Today: A Journey Through Early African American Art

Published on Feb 7, 2023

Detail of “The Banjo Lesson,” Henry Ossawa Tanner, 1893.

Join Pasadena Village and arts enrichment facilitator, Helane Rheingold, for a journey through the early African American art scene in an innovative and engaging event happening on Tuesday, February 7th.

Take a step back in time to explore the works of some of the most remarkable African American artists from the pre-1960s, including Henry Ossawa Tanner, Horace Pippin, and Lois Mailou Jones. 

Rheingold, with her years of experience as a facilitator, will guide audiences through the artwork, offering a unique insight into the lives of the artists and their contributions to the African American art scene.

The event is free for all to attend from 1:30 – 2:30 p.m. at Flintridge Center, 236 W Mountain St, #117 in Pasadena. 

Rheingold has been running the program for 30 years and has a deep understanding of the significance of these artists and their contributions to the African American art scene. During the conversation, she presents the artwork and shares the life stories of the artists, highlighting how their experiences and struggles have been reflected in their works.

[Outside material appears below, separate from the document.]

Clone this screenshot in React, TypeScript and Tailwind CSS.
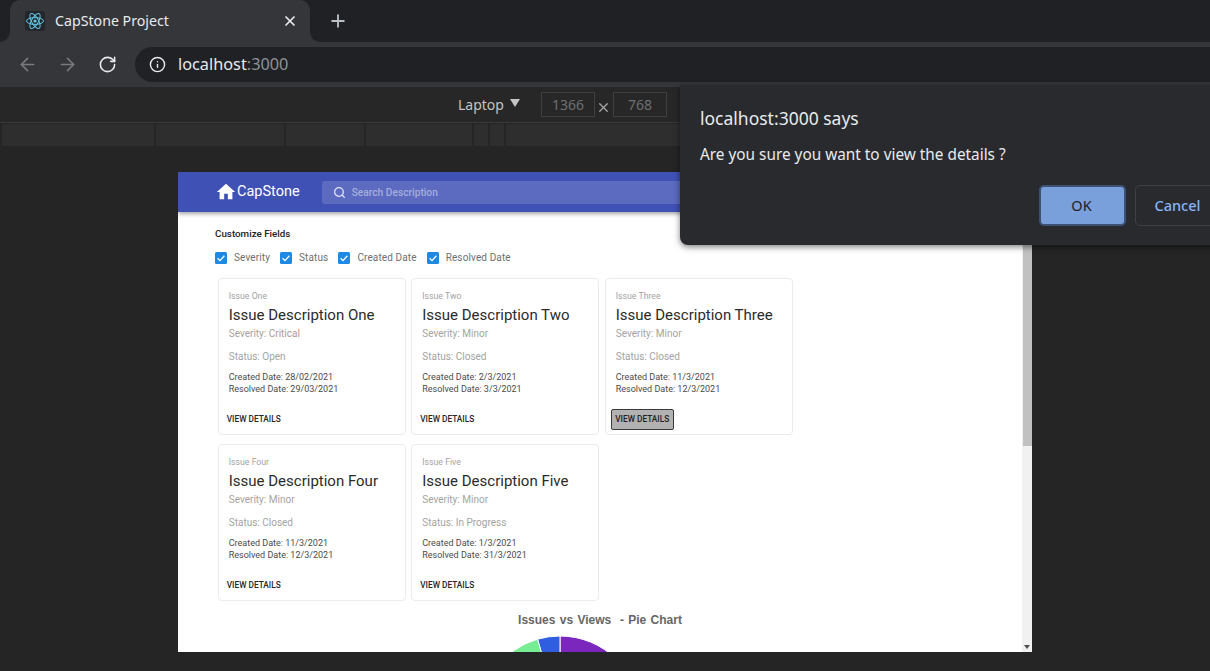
import React, { FC } from "react";
import { ArrowLeft, ArrowRight, Info, Plus, RotateCw, Search, X } from "lucide-react";

interface Issue {
  label: string;
  title: string;
  severity: string;
  status: string;
  created: string;
  resolved: string;
  focused?: boolean;
}

const ISSUES: Issue[] = [
  { label: "Issue One", title: "Issue Description One", severity: "Critical", status: "Open", created: "28/02/2021", resolved: "29/03/2021" },
  { label: "Issue Two", title: "Issue Description Two", severity: "Minor", status: "Closed", created: "2/3/2021", resolved: "3/3/2021" },
  { label: "Issue Three", title: "Issue Description Three", severity: "Minor", status: "Closed", created: "11/3/2021", resolved: "12/3/2021", focused: true },
  { label: "Issue Four", title: "Issue Description Four", severity: "Minor", status: "Closed", created: "11/3/2021", resolved: "12/3/2021" },
  { label: "Issue Five", title: "Issue Description Five", severity: "Minor", status: "In Progress", created: "1/3/2021", resolved: "31/3/2021" },
];

const FIELDS = ["Severity", "Status", "Created Date", "Resolved Date"];
const RULER = [152, 128, 78, 106, 14, 14];

const ReactLogo = () => (
  <svg width="20" height="20" viewBox="0 0 20 20" fill="none" stroke="#61c8e6" strokeWidth="1">
    <rect width="20" height="20" rx="2" fill="#23272c" stroke="none" />
    <ellipse cx="10" cy="10" rx="8.5" ry="3.4" />
    <ellipse cx="10" cy="10" rx="8.5" ry="3.4" transform="rotate(60 10 10)" />
    <ellipse cx="10" cy="10" rx="8.5" ry="3.4" transform="rotate(120 10 10)" />
    <circle cx="10" cy="10" r="1.6" fill="#61c8e6" stroke="none" />
  </svg>
);

const HomeIcon = () => (
  <svg width="22" height="22" viewBox="0 0 24 24" fill="#ffffff">
    <path d="M10 20v-6h4v6h5v-8h3L12 3 2 12h3v8z" />
  </svg>
);

const CheckBox = ({ label }: { label: string }) => (
  <div className="flex items-center gap-[7px]">
    <svg width="12" height="12" viewBox="0 0 12 12">
      <rect width="12" height="12" rx="1.5" fill="#1e88e5" />
      <path d="M2.6 6.2l2.4 2.4 4.4-4.8" fill="none" stroke="#ffffff" strokeWidth="1.3" />
    </svg>
    <span className="text-[10px] leading-none tracking-[0.12px] text-[#6f6f6f]">{label}</span>
  </div>
);

const IssueCard: FC<{ issue: Issue }> = ({ issue }) => (
  <div className="flex h-[157px] w-[188px] flex-col rounded border border-[#ebebeb] bg-white pl-[10px] pt-[11px]">
    <p className="text-[8.7px] leading-[12px] text-[#a3a3a3]">{issue.label}</p>
    <h2 className="mt-[3px] whitespace-nowrap text-[15px] leading-[20px] text-[#2b2b2b]">{issue.title}</h2>
    <p className="mt-[2px] text-[10px] leading-[14px] text-[#a3a3a3]">
      Severity: <span className={issue.severity === "Critical" ? "text-[#b09a8e]" : "text-[#a8a39c]"}>{issue.severity}</span>
    </p>
    <p className="mt-[9px] text-[10px] leading-[14px] text-[#a3a3a3]">Status: {issue.status}</p>
    <p className="mt-[7px] text-[9px] leading-[12px] text-[#4b4b4b]">Created Date: {issue.created}</p>
    <p className="text-[9px] leading-[12px] text-[#4b4b4b]">Resolved Date: {issue.resolved}</p>
    <div className="ml-[-2px] mt-[18px] flex">
      {issue.focused ? (
        <button className="ml-[-3px] mt-[-4px] h-[21px] w-[63px] rounded-[2px] border border-[#3a3a3a] bg-[#b2b2b2] text-[8.3px] font-medium text-[#222222]">
          VIEW DETAILS
        </button>
      ) : (
        <button className="text-[8.3px] font-medium leading-[12px] text-[#262626]">VIEW DETAILS</button>
      )}
    </div>
  </div>
);

const PieChart = () => (
  <svg width="170" height="16" viewBox="0 0 170 16" className="shrink-0">
    <g stroke="#ffffff" strokeWidth="1">
      <path d="M85 80 L85 0 A80 80 0 0 1 165 80 Z" fill="#7b27bd" />
      <path d="M85 80 L62.5 3.2 A80 80 0 0 1 85 0 Z" fill="#2f5fe0" />
      <path d="M85 80 L5 80 A80 80 0 0 1 62.5 3.2 Z" fill="#76ec93" />
    </g>
  </svg>
);

export default function App() {
  return (
    <div className="relative flex h-[671px] w-[1210px] flex-col overflow-hidden bg-[#252525] font-['Noto_Sans',sans-serif]">
      {/* tab strip */}
      <div className="flex h-[42px] shrink-0 items-center bg-[#202124]">
        <div className="relative ml-[10px] flex h-[42px] w-[300px] items-center self-end rounded-t-[10px] bg-[#35363a] pl-[15px]">
          <span className="absolute bottom-0 left-[-10px] h-[10px] w-[10px] bg-[#35363a]">
            <span className="block h-full w-full rounded-br-[10px] bg-[#202124]" />
          </span>
          <span className="absolute bottom-0 right-[-10px] h-[10px] w-[10px] bg-[#35363a]">
            <span className="block h-full w-full rounded-bl-[10px] bg-[#202124]" />
          </span>
          <ReactLogo />
          <span className="ml-[10px] text-[14.2px] text-[#e8eaed]">CapStone Project</span>
          <X className="ml-auto mr-[12px]" size={16} strokeWidth={2.6} color="#e8eaed" />
        </div>
        <Plus className="ml-[18px]" size={20} strokeWidth={2.2} color="#bdc1c6" />
      </div>

      {/* address bar */}
      <div className="flex h-[45px] shrink-0 items-center bg-[#35363a] pl-[17px]">
        <ArrowLeft size={21} strokeWidth={1.8} color="#797b7f" />
        <ArrowRight className="ml-[19px]" size={21} strokeWidth={1.8} color="#797b7f" />
        <RotateCw className="ml-[20px]" size={19} strokeWidth={2} color="#e8eaed" />
        <div className="ml-[18px] flex h-[35px] flex-1 items-center rounded-l-full bg-[#202124] pl-[14px]">
          <Info size={17} strokeWidth={2} color="#e8eaed" />
          <span className="ml-[12px] text-[16.3px] text-[#e8eaed]">
            localhost<span className="text-[#8f9296]">:3000</span>
          </span>
        </div>
      </div>

      {/* device toolbar */}
      <div className="flex h-[36px] shrink-0 items-center border-b border-[#3a3a3a] bg-[#272727] pl-[458px]">
        <span className="text-[14px] text-[#c4c4c4]">Laptop</span>
        <div className="ml-[6px] mt-[-3px] h-0 w-0 border-x-[5px] border-t-[8px] border-x-transparent border-t-[#c4c4c4]" />
        <div className="ml-[21px] flex h-[25px] w-[54px] items-center justify-center border border-[#3f3f3f] text-[14px] text-[#6f6f6f]">1366</div>
        <X className="mx-[1.5px] mt-[5px]" size={15} strokeWidth={2} color="#a8a8a8" />
        <div className="flex h-[25px] w-[54px] items-center justify-center border border-[#3f3f3f] text-[14px] text-[#6f6f6f]">768</div>
      </div>

      {/* ruler */}
      <div className="mt-[1px] flex h-[22px] shrink-0 gap-[2px] bg-[#252525] pl-[2px]">
        {RULER.map((width, i) => (
          <div key={i} className="bg-[#2e2e2e]" style={{ width }} />
        ))}
        <div className="flex-1 bg-[#2e2e2e]" />
      </div>

      {/* emulated page */}
      <div className="ml-[178px] mt-[26px] flex h-[480px] w-[854px] overflow-hidden bg-white font-['Roboto',sans-serif]">
        <div className="min-w-0 flex-1">
          <header className="flex h-[40px] items-center bg-[#3f51b5] pl-[37px] shadow-[0_2px_4px_rgba(0,0,0,0.35)]">
            <HomeIcon />
            <span className="text-[14.5px] text-white">CapStone</span>
            <div className="ml-[22px] flex h-[23px] w-[500px] items-center rounded-[3px] bg-[#5c6bc0] pl-[11px]">
              <Search size={13} strokeWidth={2.4} color="#e3e6f5" />
              <span className="ml-[6px] mt-[1px] text-[10.2px] font-medium text-[#a5aedd]">Search Description</span>
            </div>
          </header>
          <div className="pl-[37px] pt-[16px]">
            <p className="text-[9.8px] font-medium leading-[12px] text-[#222222]">Customize Fields</p>
            <div className="mt-[12px] flex gap-[10px]">
              {FIELDS.map((field) => (
                <CheckBox key={field} label={field} />
              ))}
            </div>
          </div>
          <div className="ml-[39.75px] mt-[14px] flex w-[582px] flex-wrap gap-x-[5.5px] gap-y-[9px]">
            {ISSUES.map((issue) => (
              <IssueCard key={issue.label} issue={issue} />
            ))}
          </div>
          <p className="mt-[12px] text-center font-['Liberation_Sans',sans-serif] text-[12px] font-bold leading-[14px] text-[#666666] [word-spacing:1px]">
            Issues vs Views&nbsp; - Pie Chart
          </p>
          <div className="mr-[80px] mt-[9px] flex justify-center">
            <PieChart />
          </div>
        </div>

        {/* scrollbar */}
        <div className="flex w-[10px] shrink-0 flex-col items-center bg-[#f1f1f1]">
          <div className="h-[274px] w-[9px] bg-[#c1c1c1]" />
          <div className="mt-auto mb-[3px] h-0 w-0 border-x-[3px] border-t-[4px] border-x-transparent border-t-[#505050]" />
        </div>
      </div>

      {/* alert dialog */}
      <div className="absolute left-[680px] top-[85px] h-[160px] w-[545px] rounded-bl-[8px] bg-[#292a2d] pl-[20px] pt-[20px] shadow-[0_2px_6px_rgba(0,0,0,0.5)]">
        <p className="text-[17.5px] leading-[26px] text-[#e8eaed]">localhost:3000 says</p>
        <p className="mt-[13px] text-[15.35px] leading-[20px] text-[#e8eaed]">Are you sure you want to view the details ?</p>
        <div className="mt-[21px] flex gap-[9px] pl-[339px]">
          <button className="h-[41px] w-[87px] rounded-[5px] border-2 border-[#3f5172] bg-[#7aa0dc] pr-[2px] text-[14.5px] text-[#202124]">OK</button>
          <button className="h-[41px] w-[85px] rounded-[5px] border border-[#3c4043] text-[14.5px] font-medium text-[#8ab4f8]">Cancel</button>
        </div>
      </div>
    </div>
  );
}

“I’ve been doing this for 30 years. It’s just marvelous what people see. I’m going to be talking about some artists that they’ve never heard of I know, because primarily they were African American, they were black. And there are a few women black artists that people will never have heard of either,” Rheingold said. 

The event features an array of talented artists, from Robert Duncanson and Edmonia Lewis, who were pioneers of their time, to Aaron Douglas, the prominent artist of the Harlem Renaissance, and Loïs Mailou Jones, who taught art at Howard University for nearly 50 years.

African Americans who excelled in the visual arts pre 1960 were a rarity, explained Rheingold.  


“They (early African American artists) didn’t have the opportunities – and if they did have some opportunities, because some of the artists I will be speaking about were in fact formally trained in art schools. They weren’t really recognized in this country. A number of them had to actually go to Europe where their art was respected and was not seen through the lens of the environment that we had right after the Civil War.”

Tuesday’s conversation will highlight the works of Clementine Hunter, who was born into slavery but went on to become a renowned artist, and a gay African American artist who faced challenges because of his identity.

Rheingold said the event is not a lecture but a true conversation where everyone’s opinion is respected and valued. She encourages participants to share their thoughts and feelings about the artwork, and everyone’s perspectives are welcome.